Topic to consider: norms in the kink community….

Lovely Pixiepie posted up a list of qualities a “good Dom” will have: http://pixiepie.wordpress.com/2007/04/04/a-good-dom/

My response, which is just the start of what I want to write about this topic, because it’s been being hashed over in my head for some time, now:

I agree with lots of those, Pixiepie, but by that list my Master is not a “good Dom” — because he does not allow me safewords.

(Heehee … and, I’d say “My Master isn’t a good Dom, he’s a great Dom!” [huge grin] )

Anyway … I think the problems with lists like these are exemplified by the example I give above. All of us kinksters are so very different in what we want and need, that even when you deal in things that might seem basically to be a good idea, like safewords, you still can’t say, “Across the board, this is how it must be, or it is bad.” You just can’t. Another couple might want and need it to be different, and it isn’t “bad” for them at all.

Another example, “Isn’t afraid to be brutal.” Well, you know I want and need some good brutality as much as you do, my friend, but there are some subs who would break from any brutality. They need discipline, yes, and control, and all sorts of good stuff like that. But a good Dom for them will never, ever be brutal.

I’ve struggled with this a lot. Because we don’t fit into the mainstream, we want to create some rules for our society, some norms for our abnormal relationships.
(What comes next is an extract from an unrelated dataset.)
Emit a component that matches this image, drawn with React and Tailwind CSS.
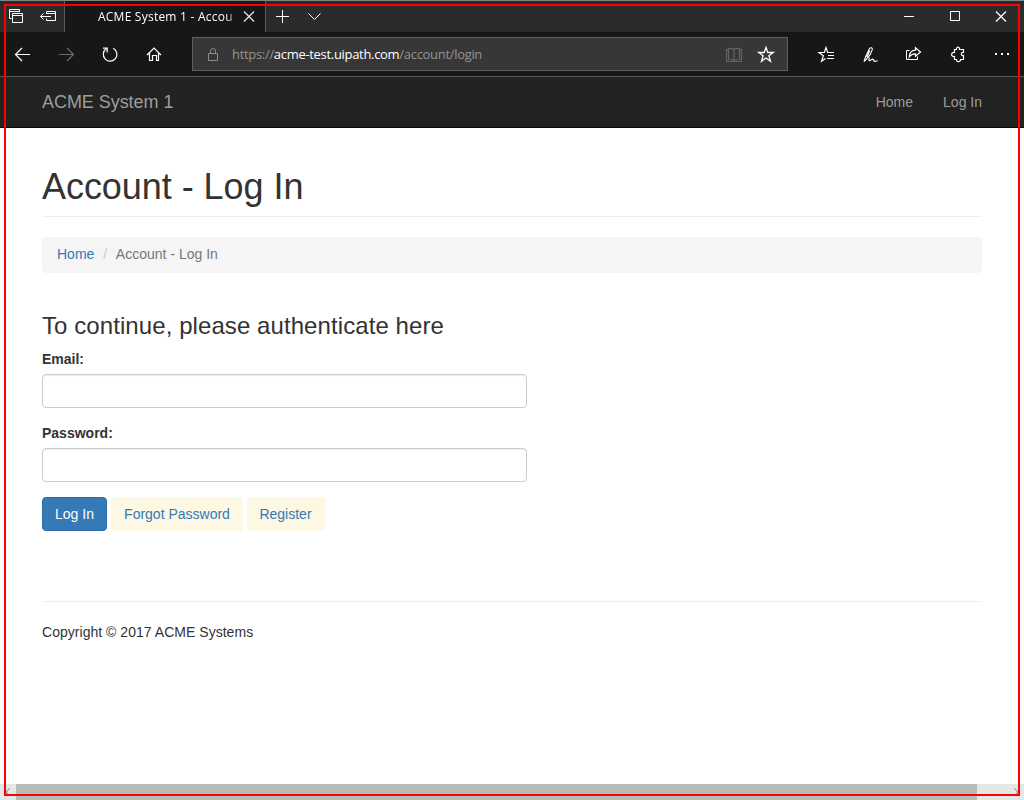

But somehow, it never works — the SSC dilemna being the biggest example. “Safe, sane, and consensual” sounds like a “Well, duh, of course!” kind of thing. However, the SSC people went all social-nazi on the scene: “You can’t do this — it’s not SSC!” — “You can’t play like this in this dungeon — it makes others uncomfortable!” In most of the U.S., you can’t have a beer at your local dungeon, because SSC people have perpetuated this idea that if you have a drink that your scene will without exception go terribly wrong and everyone involved will suffer terrible emotional damage (if not worse.) Europeans pervs look at us like we’re crazy!

It got so bad, that people have had to come up with other terms, and then go about saying, “I’m not SSC, I’m RACK!” (http://en.wikipedia.org/wiki/RACK)

Which, in the end, is just ridiculous!

So, I think the best we can do (and I’m still trying to learn this for myself) is to say, “My idea of the perfect Dom…” or “The Dom that is best for me…” because, really, any list anyone makes is subjective. In vanilla-land, maybe subjective lists are mostly okay: “A good boyfriend will be a good listener, and like romatic comedies, and to go down on my when I have my period…” but in our kink-i-verse, well, our limits and desires are not the limits and desires of the person standing next to us in the dungeon….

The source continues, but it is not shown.